Repeat the listing below in full, exactly as it stands.
start PROVIDED MATERIAL
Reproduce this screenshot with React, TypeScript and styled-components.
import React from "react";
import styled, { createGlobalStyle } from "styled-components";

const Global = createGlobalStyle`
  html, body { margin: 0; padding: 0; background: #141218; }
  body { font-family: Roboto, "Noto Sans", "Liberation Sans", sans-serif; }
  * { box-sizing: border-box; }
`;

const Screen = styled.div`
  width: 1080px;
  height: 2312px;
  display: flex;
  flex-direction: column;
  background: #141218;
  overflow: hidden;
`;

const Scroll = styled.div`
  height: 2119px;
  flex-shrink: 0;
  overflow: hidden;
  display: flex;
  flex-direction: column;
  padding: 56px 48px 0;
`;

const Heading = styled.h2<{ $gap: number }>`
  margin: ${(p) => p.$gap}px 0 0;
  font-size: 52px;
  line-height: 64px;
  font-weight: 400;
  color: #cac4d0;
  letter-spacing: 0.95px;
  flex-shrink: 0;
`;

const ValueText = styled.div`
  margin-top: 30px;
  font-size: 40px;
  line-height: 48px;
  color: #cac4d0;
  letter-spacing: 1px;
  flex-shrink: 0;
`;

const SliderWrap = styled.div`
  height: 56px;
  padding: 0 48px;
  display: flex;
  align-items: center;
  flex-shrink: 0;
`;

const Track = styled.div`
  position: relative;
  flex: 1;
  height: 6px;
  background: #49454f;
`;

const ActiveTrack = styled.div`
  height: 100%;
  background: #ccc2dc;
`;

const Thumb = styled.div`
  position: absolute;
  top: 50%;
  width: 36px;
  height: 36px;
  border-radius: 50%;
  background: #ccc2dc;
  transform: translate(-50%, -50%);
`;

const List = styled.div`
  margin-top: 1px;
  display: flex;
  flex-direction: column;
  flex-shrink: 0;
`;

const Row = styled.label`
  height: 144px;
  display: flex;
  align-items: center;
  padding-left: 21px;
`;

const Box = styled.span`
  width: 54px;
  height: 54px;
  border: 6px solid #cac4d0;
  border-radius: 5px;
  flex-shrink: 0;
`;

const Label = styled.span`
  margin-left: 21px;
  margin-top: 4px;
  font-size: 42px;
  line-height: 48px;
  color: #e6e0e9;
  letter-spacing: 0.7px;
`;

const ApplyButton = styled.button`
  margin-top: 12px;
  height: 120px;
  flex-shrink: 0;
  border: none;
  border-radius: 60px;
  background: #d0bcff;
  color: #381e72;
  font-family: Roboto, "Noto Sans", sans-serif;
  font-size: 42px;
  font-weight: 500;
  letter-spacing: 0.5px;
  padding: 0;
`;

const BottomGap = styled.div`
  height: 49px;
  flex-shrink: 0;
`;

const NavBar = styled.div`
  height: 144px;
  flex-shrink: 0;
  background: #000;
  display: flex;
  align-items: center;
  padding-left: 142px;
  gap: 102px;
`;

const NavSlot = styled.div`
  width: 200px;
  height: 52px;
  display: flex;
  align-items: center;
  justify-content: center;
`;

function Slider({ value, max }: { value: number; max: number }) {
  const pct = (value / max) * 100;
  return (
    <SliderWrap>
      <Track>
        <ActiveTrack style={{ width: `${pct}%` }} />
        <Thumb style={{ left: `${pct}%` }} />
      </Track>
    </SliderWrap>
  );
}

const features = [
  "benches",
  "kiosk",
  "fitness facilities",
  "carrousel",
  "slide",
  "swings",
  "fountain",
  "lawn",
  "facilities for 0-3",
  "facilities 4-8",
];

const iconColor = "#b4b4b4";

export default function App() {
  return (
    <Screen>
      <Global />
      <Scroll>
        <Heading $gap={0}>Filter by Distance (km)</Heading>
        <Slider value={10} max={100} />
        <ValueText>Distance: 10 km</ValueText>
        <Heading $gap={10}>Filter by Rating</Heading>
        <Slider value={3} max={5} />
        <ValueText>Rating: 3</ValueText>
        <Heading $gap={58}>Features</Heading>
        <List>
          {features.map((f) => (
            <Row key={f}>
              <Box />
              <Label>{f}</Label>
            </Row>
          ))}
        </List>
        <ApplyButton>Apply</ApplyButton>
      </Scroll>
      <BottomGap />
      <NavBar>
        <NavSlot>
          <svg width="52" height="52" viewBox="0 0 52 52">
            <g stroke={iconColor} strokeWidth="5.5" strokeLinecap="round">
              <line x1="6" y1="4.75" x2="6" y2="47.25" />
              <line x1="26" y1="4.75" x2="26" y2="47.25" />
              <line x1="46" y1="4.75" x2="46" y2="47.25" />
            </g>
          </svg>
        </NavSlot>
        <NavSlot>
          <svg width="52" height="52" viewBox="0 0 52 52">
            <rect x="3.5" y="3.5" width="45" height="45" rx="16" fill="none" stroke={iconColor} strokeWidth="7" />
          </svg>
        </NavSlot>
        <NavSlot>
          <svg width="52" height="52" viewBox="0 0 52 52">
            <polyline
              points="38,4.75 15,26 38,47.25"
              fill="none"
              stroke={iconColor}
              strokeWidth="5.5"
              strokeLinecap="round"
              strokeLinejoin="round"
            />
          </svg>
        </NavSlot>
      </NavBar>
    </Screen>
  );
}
end PROVIDED MATERIAL
== SOLUTION TO THIS TASK ==
Reproduce this screenshot with React, TypeScript and styled-components.
import React from "react";
import styled, { createGlobalStyle } from "styled-components";

const Global = createGlobalStyle`
  html, body { margin: 0; padding: 0; background: #141218; }
  body { font-family: Roboto, "Noto Sans", "Liberation Sans", sans-serif; }
  * { box-sizing: border-box; }
`;

const Screen = styled.div`
  width: 1080px;
  height: 2312px;
  display: flex;
  flex-direction: column;
  background: #141218;
  overflow: hidden;
`;

const Scroll = styled.div`
  height: 2119px;
  flex-shrink: 0;
  overflow: hidden;
  display: flex;
  flex-direction: column;
  padding: 56px 48px 0;
`;

const Heading = styled.h2<{ $gap: number }>`
  margin: ${(p) => p.$gap}px 0 0;
  font-size: 52px;
  line-height: 64px;
  font-weight: 400;
  color: #cac4d0;
  letter-spacing: 0.95px;
  flex-shrink: 0;
`;

const ValueText = styled.div`
  margin-top: 30px;
  font-size: 40px;
  line-height: 48px;
  color: #cac4d0;
  letter-spacing: 1px;
  flex-shrink: 0;
`;

const SliderWrap = styled.div`
  height: 56px;
  padding: 0 48px;
  display: flex;
  align-items: center;
  flex-shrink: 0;
`;

const Track = styled.div`
  position: relative;
  flex: 1;
  height: 6px;
  background: #49454f;
`;

const ActiveTrack = styled.div`
  height: 100%;
  background: #ccc2dc;
`;

const Thumb = styled.div`
  position: absolute;
  top: 50%;
  width: 36px;
  height: 36px;
  border-radius: 50%;
  background: #ccc2dc;
  transform: translate(-50%, -50%);
`;

const List = styled.div`
  margin-top: 1px;
  display: flex;
  flex-direction: column;
  flex-shrink: 0;
`;

const Row = styled.label`
  height: 144px;
  display: flex;
  align-items: center;
  padding-left: 21px;
`;

const Box = styled.span`
  width: 54px;
  height: 54px;
  border: 6px solid #cac4d0;
  border-radius: 5px;
  flex-shrink: 0;
`;

const Label = styled.span`
  margin-left: 21px;
  margin-top: 4px;
  font-size: 42px;
  line-height: 48px;
  color: #e6e0e9;
  letter-spacing: 0.7px;
`;

const ApplyButton = styled.button`
  margin-top: 12px;
  height: 120px;
  flex-shrink: 0;
  border: none;
  border-radius: 60px;
  background: #d0bcff;
  color: #381e72;
  font-family: Roboto, "Noto Sans", sans-serif;
  font-size: 42px;
  font-weight: 500;
  letter-spacing: 0.5px;
  padding: 0;
`;

const BottomGap = styled.div`
  height: 49px;
  flex-shrink: 0;
`;

const NavBar = styled.div`
  height: 144px;
  flex-shrink: 0;
  background: #000;
  display: flex;
  align-items: center;
  padding-left: 142px;
  gap: 102px;
`;

const NavSlot = styled.div`
  width: 200px;
  height: 52px;
  display: flex;
  align-items: center;
  justify-content: center;
`;

function Slider({ value, max }: { value: number; max: number }) {
  const pct = (value / max) * 100;
  return (
    <SliderWrap>
      <Track>
        <ActiveTrack style={{ width: `${pct}%` }} />
        <Thumb style={{ left: `${pct}%` }} />
      </Track>
    </SliderWrap>
  );
}

const features = [
  "benches",
  "kiosk",
  "fitness facilities",
  "carrousel",
  "slide",
  "swings",
  "fountain",
  "lawn",
  "facilities for 0-3",
  "facilities 4-8",
];

const iconColor = "#b4b4b4";

export default function App() {
  return (
    <Screen>
      <Global />
      <Scroll>
        <Heading $gap={0}>Filter by Distance (km)</Heading>
        <Slider value={10} max={100} />
        <ValueText>Distance: 10 km</ValueText>
        <Heading $gap={10}>Filter by Rating</Heading>
        <Slider value={3} max={5} />
        <ValueText>Rating: 3</ValueText>
        <Heading $gap={58}>Features</Heading>
        <List>
          {features.map((f) => (
            <Row key={f}>
              <Box />
              <Label>{f}</Label>
            </Row>
          ))}
        </List>
        <ApplyButton>Apply</ApplyButton>
      </Scroll>
      <BottomGap />
      <NavBar>
        <NavSlot>
          <svg width="52" height="52" viewBox="0 0 52 52">
            <g stroke={iconColor} strokeWidth="5.5" strokeLinecap="round">
              <line x1="6" y1="4.75" x2="6" y2="47.25" />
              <line x1="26" y1="4.75" x2="26" y2="47.25" />
              <line x1="46" y1="4.75" x2="46" y2="47.25" />
            </g>
          </svg>
        </NavSlot>
        <NavSlot>
          <svg width="52" height="52" viewBox="0 0 52 52">
            <rect x="3.5" y="3.5" width="45" height="45" rx="16" fill="none" stroke={iconColor} strokeWidth="7" />
          </svg>
        </NavSlot>
        <NavSlot>
          <svg width="52" height="52" viewBox="0 0 52 52">
            <polyline
              points="38,4.75 15,26 38,47.25"
              fill="none"
              stroke={iconColor}
              strokeWidth="5.5"
              strokeLinecap="round"
              strokeLinejoin="round"
            />
          </svg>
        </NavSlot>
      </NavBar>
    </Screen>
  );
}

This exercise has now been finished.